Given data ▸

════════════════════

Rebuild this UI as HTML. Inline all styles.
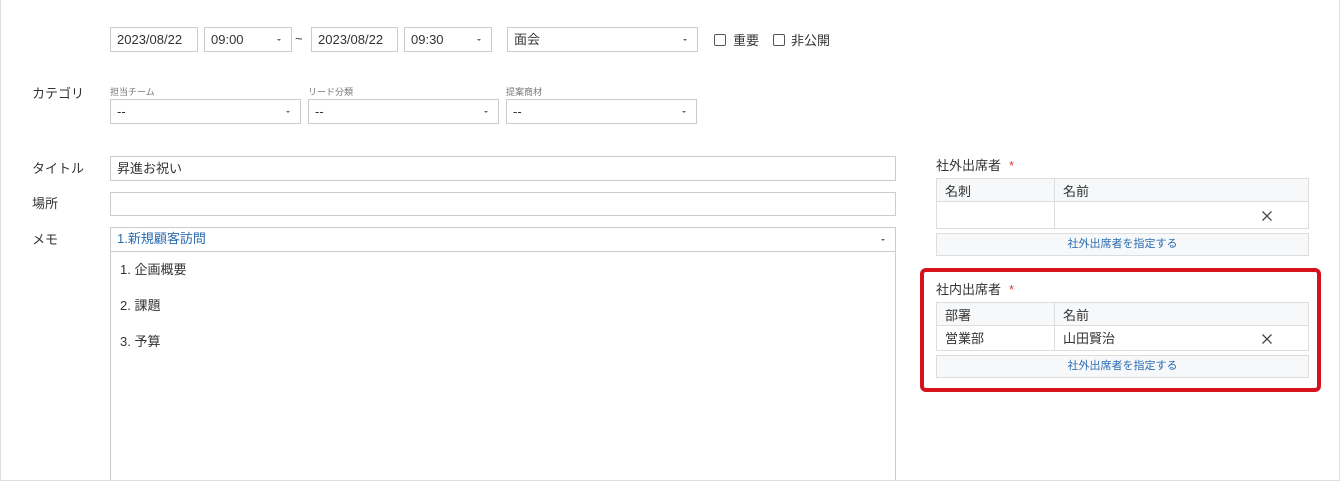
<!DOCTYPE html>
<html><head><meta charset="utf-8"><style>
*{box-sizing:border-box;margin:0;padding:0}
html,body{width:1340px;height:481px;overflow:hidden}
body{background:#fff;font-family:"Liberation Sans","Noto Sans CJK JP",sans-serif;font-size:13px;color:#333;position:relative}
.frame{position:absolute;left:0;top:0;width:1340px;height:481px;border:1px solid #ddd;border-top:none}
.a{position:absolute}
.box{position:absolute;border:1px solid #ccc;background:#fff;height:25px;line-height:23px;padding-left:6px;white-space:nowrap}
.dd:after{content:"";position:absolute;right:10px;top:11px;border-left:2px solid transparent;border-right:2px solid transparent;border-top:2px solid #666}
.lbl{position:absolute;font-size:13px;color:#333}
.sm{position:absolute;font-size:9px;color:#777}
.cb{position:absolute;width:12px;height:12px;border:1px solid #555;border-radius:2px;top:34px}
.tbl{position:absolute;border:1px solid #ddd;left:936px;width:373px}
.tbl .h{height:23px;background:#f7f8fa;border-bottom:1px solid #ddd;position:relative}
.tbl .r{position:relative}
.tbl .c1{position:absolute;left:8px;top:2px}
.tbl .c2{position:absolute;left:126px;top:2px}
.tbl .v{position:absolute;left:117px;top:0;bottom:0;border-left:1px solid #ddd}
.x{position:absolute;left:325px;width:10px;height:10px}
.btn{position:absolute;left:936px;width:373px;border:1px solid #ddd;background:#f7f8fa;color:#2a6bb0;text-align:center;font-size:11px;height:23px;line-height:21px}
.req{color:#e03a3a;margin-left:8px}
</style></head><body>
<div class="frame"></div>
<div class="box" style="left:110px;top:27px;width:88px">2023/08/22</div>
<div class="box dd" style="left:204px;top:27px;width:88px">09:00</div>
<div class="a" style="left:295px;top:31px">~</div>
<div class="box" style="left:311px;top:27px;width:87px">2023/08/22</div>
<div class="box dd" style="left:404px;top:27px;width:88px">09:30</div>
<div class="box dd" style="left:507px;top:27px;width:191px">面会</div>
<div class="cb" style="left:714px"></div><div class="lbl" style="left:733px;top:30px">重要</div>
<div class="cb" style="left:773px"></div><div class="lbl" style="left:791px;top:30px">非公開</div>

<div class="lbl" style="left:32px;top:83px">カテゴリ</div>
<div class="sm" style="left:110px;top:85px">担当チーム</div>
<div class="sm" style="left:308px;top:85px">リード分類</div>
<div class="sm" style="left:506px;top:85px">提案商材</div>
<div class="box dd" style="left:110px;top:99px;width:191px">--</div>
<div class="box dd" style="left:308px;top:99px;width:191px">--</div>
<div class="box dd" style="left:506px;top:99px;width:191px">--</div>

<div class="lbl" style="left:32px;top:158px">タイトル</div>
<div class="box" style="left:110px;top:156px;width:786px">昇進お祝い</div>
<div class="lbl" style="left:32px;top:193px">場所</div>
<div class="box" style="left:110px;top:192px;width:786px;height:24px"></div>
<div class="lbl" style="left:32px;top:229px">メモ</div>
<div class="box dd" style="left:110px;top:227px;width:786px;height:25px;color:#2a6bb0;line-height:22px">1.新規顧客訪問</div>
<div class="a" style="left:110px;top:251px;width:786px;height:229px;border-left:1px solid #ccc;border-right:1px solid #ccc"></div>
<div class="lbl" style="left:120px;top:259px">1. 企画概要</div>
<div class="lbl" style="left:120px;top:295px">2. 課題</div>
<div class="lbl" style="left:120px;top:331px">3. 予算</div>

<div class="lbl" style="left:936px;top:155px">社外出席者<span class="req">*</span></div>
<div class="tbl" style="top:178px;height:51px">
<div class="h"><span class="c1">名刺</span><span class="c2">名前</span><div class="v"></div></div>
<div class="r" style="height:27px"><div class="v"></div><svg class="x" style="top:9px" viewBox="0 0 10 10"><path d="M0.5 0.5L9.5 9.5M9.5 0.5L0.5 9.5" stroke="#444" stroke-width="1.3"/></svg></div>
</div>
<div class="btn" style="top:233px">社外出席者を指定する</div>

<div class="a" style="left:920px;top:268px;width:401px;height:124px;border:4px solid #d7121d;border-radius:6px"></div>
<div class="lbl" style="left:936px;top:279px">社内出席者<span class="req">*</span></div>
<div class="tbl" style="top:302px;height:49px">
<div class="h"><span class="c1">部署</span><span class="c2">名前</span><div class="v"></div></div>
<div class="r" style="height:25px"><div class="v"></div><span class="c1">営業部</span><span class="c2">山田賢治</span><svg class="x" style="top:8px" viewBox="0 0 10 10"><path d="M0.5 0.5L9.5 9.5M9.5 0.5L0.5 9.5" stroke="#444" stroke-width="1.3"/></svg></div>
</div>
<div class="btn" style="top:355px">社外出席者を指定する</div>
</body></html>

════════════════════

Work required ▸ Extract every line of the data exactly; pictures stay out.

Right answer ▸
Rebuild this UI as HTML. Inline all styles.
<!DOCTYPE html>
<html><head><meta charset="utf-8"><style>
*{box-sizing:border-box;margin:0;padding:0}
html,body{width:1340px;height:481px;overflow:hidden}
body{background:#fff;font-family:"Liberation Sans","Noto Sans CJK JP",sans-serif;font-size:13px;color:#333;position:relative}
.frame{position:absolute;left:0;top:0;width:1340px;height:481px;border:1px solid #ddd;border-top:none}
.a{position:absolute}
.box{position:absolute;border:1px solid #ccc;background:#fff;height:25px;line-height:23px;padding-left:6px;white-space:nowrap}
.dd:after{content:"";position:absolute;right:10px;top:11px;border-left:2px solid transparent;border-right:2px solid transparent;border-top:2px solid #666}
.lbl{position:absolute;font-size:13px;color:#333}
.sm{position:absolute;font-size:9px;color:#777}
.cb{position:absolute;width:12px;height:12px;border:1px solid #555;border-radius:2px;top:34px}
.tbl{position:absolute;border:1px solid #ddd;left:936px;width:373px}
.tbl .h{height:23px;background:#f7f8fa;border-bottom:1px solid #ddd;position:relative}
.tbl .r{position:relative}
.tbl .c1{position:absolute;left:8px;top:2px}
.tbl .c2{position:absolute;left:126px;top:2px}
.tbl .v{position:absolute;left:117px;top:0;bottom:0;border-left:1px solid #ddd}
.x{position:absolute;left:325px;width:10px;height:10px}
.btn{position:absolute;left:936px;width:373px;border:1px solid #ddd;background:#f7f8fa;color:#2a6bb0;text-align:center;font-size:11px;height:23px;line-height:21px}
.req{color:#e03a3a;margin-left:8px}
</style></head><body>
<div class="frame"></div>
<div class="box" style="left:110px;top:27px;width:88px">2023/08/22</div>
<div class="box dd" style="left:204px;top:27px;width:88px">09:00</div>
<div class="a" style="left:295px;top:31px">~</div>
<div class="box" style="left:311px;top:27px;width:87px">2023/08/22</div>
<div class="box dd" style="left:404px;top:27px;width:88px">09:30</div>
<div class="box dd" style="left:507px;top:27px;width:191px">面会</div>
<div class="cb" style="left:714px"></div><div class="lbl" style="left:733px;top:30px">重要</div>
<div class="cb" style="left:773px"></div><div class="lbl" style="left:791px;top:30px">非公開</div>

<div class="lbl" style="left:32px;top:83px">カテゴリ</div>
<div class="sm" style="left:110px;top:85px">担当チーム</div>
<div class="sm" style="left:308px;top:85px">リード分類</div>
<div class="sm" style="left:506px;top:85px">提案商材</div>
<div class="box dd" style="left:110px;top:99px;width:191px">--</div>
<div class="box dd" style="left:308px;top:99px;width:191px">--</div>
<div class="box dd" style="left:506px;top:99px;width:191px">--</div>

<div class="lbl" style="left:32px;top:158px">タイトル</div>
<div class="box" style="left:110px;top:156px;width:786px">昇進お祝い</div>
<div class="lbl" style="left:32px;top:193px">場所</div>
<div class="box" style="left:110px;top:192px;width:786px;height:24px"></div>
<div class="lbl" style="left:32px;top:229px">メモ</div>
<div class="box dd" style="left:110px;top:227px;width:786px;height:25px;color:#2a6bb0;line-height:22px">1.新規顧客訪問</div>
<div class="a" style="left:110px;top:251px;width:786px;height:229px;border-left:1px solid #ccc;border-right:1px solid #ccc"></div>
<div class="lbl" style="left:120px;top:259px">1. 企画概要</div>
<div class="lbl" style="left:120px;top:295px">2. 課題</div>
<div class="lbl" style="left:120px;top:331px">3. 予算</div>

<div class="lbl" style="left:936px;top:155px">社外出席者<span class="req">*</span></div>
<div class="tbl" style="top:178px;height:51px">
<div class="h"><span class="c1">名刺</span><span class="c2">名前</span><div class="v"></div></div>
<div class="r" style="height:27px"><div class="v"></div><svg class="x" style="top:9px" viewBox="0 0 10 10"><path d="M0.5 0.5L9.5 9.5M9.5 0.5L0.5 9.5" stroke="#444" stroke-width="1.3"/></svg></div>
</div>
<div class="btn" style="top:233px">社外出席者を指定する</div>

<div class="a" style="left:920px;top:268px;width:401px;height:124px;border:4px solid #d7121d;border-radius:6px"></div>
<div class="lbl" style="left:936px;top:279px">社内出席者<span class="req">*</span></div>
<div class="tbl" style="top:302px;height:49px">
<div class="h"><span class="c1">部署</span><span class="c2">名前</span><div class="v"></div></div>
<div class="r" style="height:25px"><div class="v"></div><span class="c1">営業部</span><span class="c2">山田賢治</span><svg class="x" style="top:8px" viewBox="0 0 10 10"><path d="M0.5 0.5L9.5 9.5M9.5 0.5L0.5 9.5" stroke="#444" stroke-width="1.3"/></svg></div>
</div>
<div class="btn" style="top:355px">社外出席者を指定する</div>
</body></html>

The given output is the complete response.